→ **What this task involves**: Give all the lines below again, exactly, with no pictures.

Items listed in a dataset

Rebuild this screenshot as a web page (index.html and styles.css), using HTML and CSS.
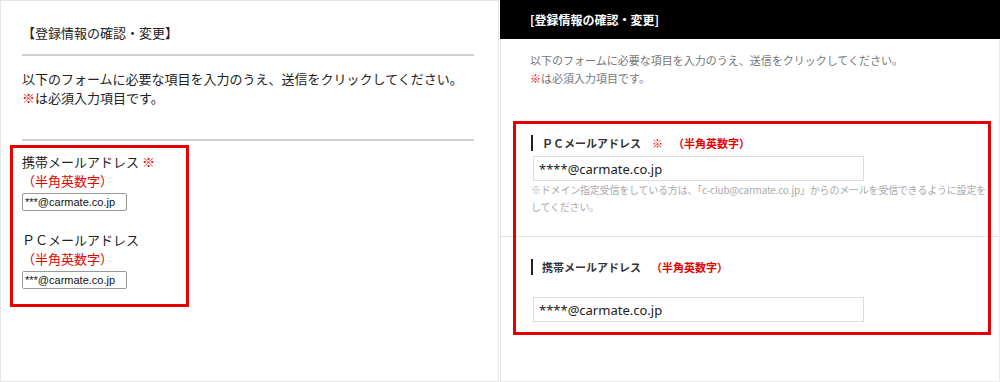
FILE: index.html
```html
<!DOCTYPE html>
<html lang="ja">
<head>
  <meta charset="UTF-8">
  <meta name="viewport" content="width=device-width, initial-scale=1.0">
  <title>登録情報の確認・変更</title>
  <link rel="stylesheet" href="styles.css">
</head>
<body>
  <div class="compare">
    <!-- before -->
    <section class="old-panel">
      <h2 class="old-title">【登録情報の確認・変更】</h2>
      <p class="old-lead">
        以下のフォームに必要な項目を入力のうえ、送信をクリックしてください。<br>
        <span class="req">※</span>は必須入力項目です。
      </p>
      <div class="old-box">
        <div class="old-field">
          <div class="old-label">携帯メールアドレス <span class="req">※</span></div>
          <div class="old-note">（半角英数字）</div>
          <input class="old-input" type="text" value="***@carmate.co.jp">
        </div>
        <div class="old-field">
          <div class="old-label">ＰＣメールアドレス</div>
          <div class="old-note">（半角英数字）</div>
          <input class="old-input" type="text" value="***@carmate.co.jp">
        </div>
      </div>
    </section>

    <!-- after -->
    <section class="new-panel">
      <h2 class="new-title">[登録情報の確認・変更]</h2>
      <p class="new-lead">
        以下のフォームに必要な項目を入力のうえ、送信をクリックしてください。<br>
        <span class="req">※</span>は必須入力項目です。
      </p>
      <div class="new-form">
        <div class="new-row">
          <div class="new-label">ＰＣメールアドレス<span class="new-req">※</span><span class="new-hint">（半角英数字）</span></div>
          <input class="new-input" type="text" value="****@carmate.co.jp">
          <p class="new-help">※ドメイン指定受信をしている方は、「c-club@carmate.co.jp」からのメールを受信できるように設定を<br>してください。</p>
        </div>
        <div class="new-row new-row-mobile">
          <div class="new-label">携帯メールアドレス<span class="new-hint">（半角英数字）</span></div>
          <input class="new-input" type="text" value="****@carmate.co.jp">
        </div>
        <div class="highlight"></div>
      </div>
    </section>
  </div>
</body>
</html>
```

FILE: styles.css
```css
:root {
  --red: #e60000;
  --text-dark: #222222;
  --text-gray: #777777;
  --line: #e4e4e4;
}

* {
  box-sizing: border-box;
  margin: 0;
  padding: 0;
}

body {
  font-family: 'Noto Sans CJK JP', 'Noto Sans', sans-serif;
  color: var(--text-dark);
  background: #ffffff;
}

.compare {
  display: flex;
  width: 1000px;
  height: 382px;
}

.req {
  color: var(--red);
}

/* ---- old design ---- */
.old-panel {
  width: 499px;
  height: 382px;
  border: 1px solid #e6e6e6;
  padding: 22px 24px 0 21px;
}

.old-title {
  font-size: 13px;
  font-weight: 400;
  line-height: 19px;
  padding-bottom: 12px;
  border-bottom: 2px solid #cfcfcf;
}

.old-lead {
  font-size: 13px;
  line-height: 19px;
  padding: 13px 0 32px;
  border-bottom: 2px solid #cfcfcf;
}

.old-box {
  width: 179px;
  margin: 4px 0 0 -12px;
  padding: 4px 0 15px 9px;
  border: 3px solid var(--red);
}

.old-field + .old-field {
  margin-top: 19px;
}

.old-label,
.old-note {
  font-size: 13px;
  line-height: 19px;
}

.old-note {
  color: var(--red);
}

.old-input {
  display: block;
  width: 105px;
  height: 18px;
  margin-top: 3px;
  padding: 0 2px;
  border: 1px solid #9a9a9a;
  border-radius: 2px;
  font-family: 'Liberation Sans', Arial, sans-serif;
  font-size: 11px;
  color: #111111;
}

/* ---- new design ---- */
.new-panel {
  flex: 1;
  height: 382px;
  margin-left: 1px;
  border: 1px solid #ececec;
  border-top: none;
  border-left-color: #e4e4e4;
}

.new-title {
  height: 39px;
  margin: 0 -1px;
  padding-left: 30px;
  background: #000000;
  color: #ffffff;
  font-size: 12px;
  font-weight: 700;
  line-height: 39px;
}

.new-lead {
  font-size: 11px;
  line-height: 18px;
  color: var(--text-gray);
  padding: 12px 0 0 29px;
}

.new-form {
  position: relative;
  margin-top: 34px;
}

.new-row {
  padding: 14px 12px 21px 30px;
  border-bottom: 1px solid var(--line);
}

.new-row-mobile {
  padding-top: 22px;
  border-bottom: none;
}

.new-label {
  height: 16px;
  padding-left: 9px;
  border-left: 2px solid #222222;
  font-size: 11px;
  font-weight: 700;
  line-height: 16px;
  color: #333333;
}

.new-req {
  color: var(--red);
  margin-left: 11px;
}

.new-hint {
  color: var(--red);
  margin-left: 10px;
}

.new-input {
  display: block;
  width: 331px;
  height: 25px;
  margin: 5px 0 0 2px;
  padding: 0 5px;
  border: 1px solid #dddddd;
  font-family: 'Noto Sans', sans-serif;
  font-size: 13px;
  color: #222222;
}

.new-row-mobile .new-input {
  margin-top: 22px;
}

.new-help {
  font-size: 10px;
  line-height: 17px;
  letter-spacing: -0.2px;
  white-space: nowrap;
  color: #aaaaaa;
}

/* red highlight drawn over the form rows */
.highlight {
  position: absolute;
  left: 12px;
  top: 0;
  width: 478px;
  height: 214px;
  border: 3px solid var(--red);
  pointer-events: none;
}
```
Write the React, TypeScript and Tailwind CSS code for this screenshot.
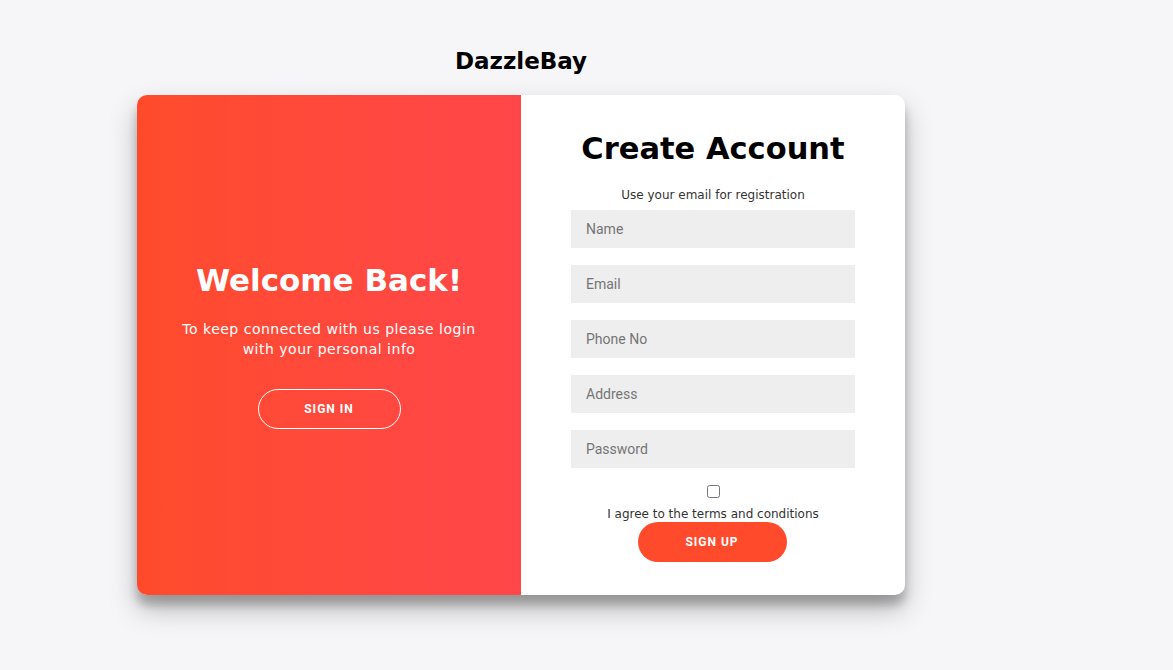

→ **Response for this exercise**:
Rebuild this screenshot as a web page (index.html and styles.css), using HTML and CSS.
FILE: index.html
```html
<!DOCTYPE html>
<html lang="ja">
<head>
  <meta charset="UTF-8">
  <meta name="viewport" content="width=device-width, initial-scale=1.0">
  <title>登録情報の確認・変更</title>
  <link rel="stylesheet" href="styles.css">
</head>
<body>
  <div class="compare">
    <!-- before -->
    <section class="old-panel">
      <h2 class="old-title">【登録情報の確認・変更】</h2>
      <p class="old-lead">
        以下のフォームに必要な項目を入力のうえ、送信をクリックしてください。<br>
        <span class="req">※</span>は必須入力項目です。
      </p>
      <div class="old-box">
        <div class="old-field">
          <div class="old-label">携帯メールアドレス <span class="req">※</span></div>
          <div class="old-note">（半角英数字）</div>
          <input class="old-input" type="text" value="***@carmate.co.jp">
        </div>
        <div class="old-field">
          <div class="old-label">ＰＣメールアドレス</div>
          <div class="old-note">（半角英数字）</div>
          <input class="old-input" type="text" value="***@carmate.co.jp">
        </div>
      </div>
    </section>

    <!-- after -->
    <section class="new-panel">
      <h2 class="new-title">[登録情報の確認・変更]</h2>
      <p class="new-lead">
        以下のフォームに必要な項目を入力のうえ、送信をクリックしてください。<br>
        <span class="req">※</span>は必須入力項目です。
      </p>
      <div class="new-form">
        <div class="new-row">
          <div class="new-label">ＰＣメールアドレス<span class="new-req">※</span><span class="new-hint">（半角英数字）</span></div>
          <input class="new-input" type="text" value="****@carmate.co.jp">
          <p class="new-help">※ドメイン指定受信をしている方は、「c-club@carmate.co.jp」からのメールを受信できるように設定を<br>してください。</p>
        </div>
        <div class="new-row new-row-mobile">
          <div class="new-label">携帯メールアドレス<span class="new-hint">（半角英数字）</span></div>
          <input class="new-input" type="text" value="****@carmate.co.jp">
        </div>
        <div class="highlight"></div>
      </div>
    </section>
  </div>
</body>
</html>
```

FILE: styles.css
```css
:root {
  --red: #e60000;
  --text-dark: #222222;
  --text-gray: #777777;
  --line: #e4e4e4;
}

* {
  box-sizing: border-box;
  margin: 0;
  padding: 0;
}

body {
  font-family: 'Noto Sans CJK JP', 'Noto Sans', sans-serif;
  color: var(--text-dark);
  background: #ffffff;
}

.compare {
  display: flex;
  width: 1000px;
  height: 382px;
}

.req {
  color: var(--red);
}

/* ---- old design ---- */
.old-panel {
  width: 499px;
  height: 382px;
  border: 1px solid #e6e6e6;
  padding: 22px 24px 0 21px;
}

.old-title {
  font-size: 13px;
  font-weight: 400;
  line-height: 19px;
  padding-bottom: 12px;
  border-bottom: 2px solid #cfcfcf;
}

.old-lead {
  font-size: 13px;
  line-height: 19px;
  padding: 13px 0 32px;
  border-bottom: 2px solid #cfcfcf;
}

.old-box {
  width: 179px;
  margin: 4px 0 0 -12px;
  padding: 4px 0 15px 9px;
  border: 3px solid var(--red);
}

.old-field + .old-field {
  margin-top: 19px;
}

.old-label,
.old-note {
  font-size: 13px;
  line-height: 19px;
}

.old-note {
  color: var(--red);
}

.old-input {
  display: block;
  width: 105px;
  height: 18px;
  margin-top: 3px;
  padding: 0 2px;
  border: 1px solid #9a9a9a;
  border-radius: 2px;
  font-family: 'Liberation Sans', Arial, sans-serif;
  font-size: 11px;
  color: #111111;
}

/* ---- new design ---- */
.new-panel {
  flex: 1;
  height: 382px;
  margin-left: 1px;
  border: 1px solid #ececec;
  border-top: none;
  border-left-color: #e4e4e4;
}

.new-title {
  height: 39px;
  margin: 0 -1px;
  padding-left: 30px;
  background: #000000;
  color: #ffffff;
  font-size: 12px;
  font-weight: 700;
  line-height: 39px;
}

.new-lead {
  font-size: 11px;
  line-height: 18px;
  color: var(--text-gray);
  padding: 12px 0 0 29px;
}

.new-form {
  position: relative;
  margin-top: 34px;
}

.new-row {
  padding: 14px 12px 21px 30px;
  border-bottom: 1px solid var(--line);
}

.new-row-mobile {
  padding-top: 22px;
  border-bottom: none;
}

.new-label {
  height: 16px;
  padding-left: 9px;
  border-left: 2px solid #222222;
  font-size: 11px;
  font-weight: 700;
  line-height: 16px;
  color: #333333;
}

.new-req {
  color: var(--red);
  margin-left: 11px;
}

.new-hint {
  color: var(--red);
  margin-left: 10px;
}

.new-input {
  display: block;
  width: 331px;
  height: 25px;
  margin: 5px 0 0 2px;
  padding: 0 5px;
  border: 1px solid #dddddd;
  font-family: 'Noto Sans', sans-serif;
  font-size: 13px;
  color: #222222;
}

.new-row-mobile .new-input {
  margin-top: 22px;
}

.new-help {
  font-size: 10px;
  line-height: 17px;
  letter-spacing: -0.2px;
  white-space: nowrap;
  color: #aaaaaa;
}

/* red highlight drawn over the form rows */
.highlight {
  position: absolute;
  left: 12px;
  top: 0;
  width: 478px;
  height: 214px;
  border: 3px solid var(--red);
  pointer-events: none;
}
```
Write the React, TypeScript and Tailwind CSS code for this screenshot.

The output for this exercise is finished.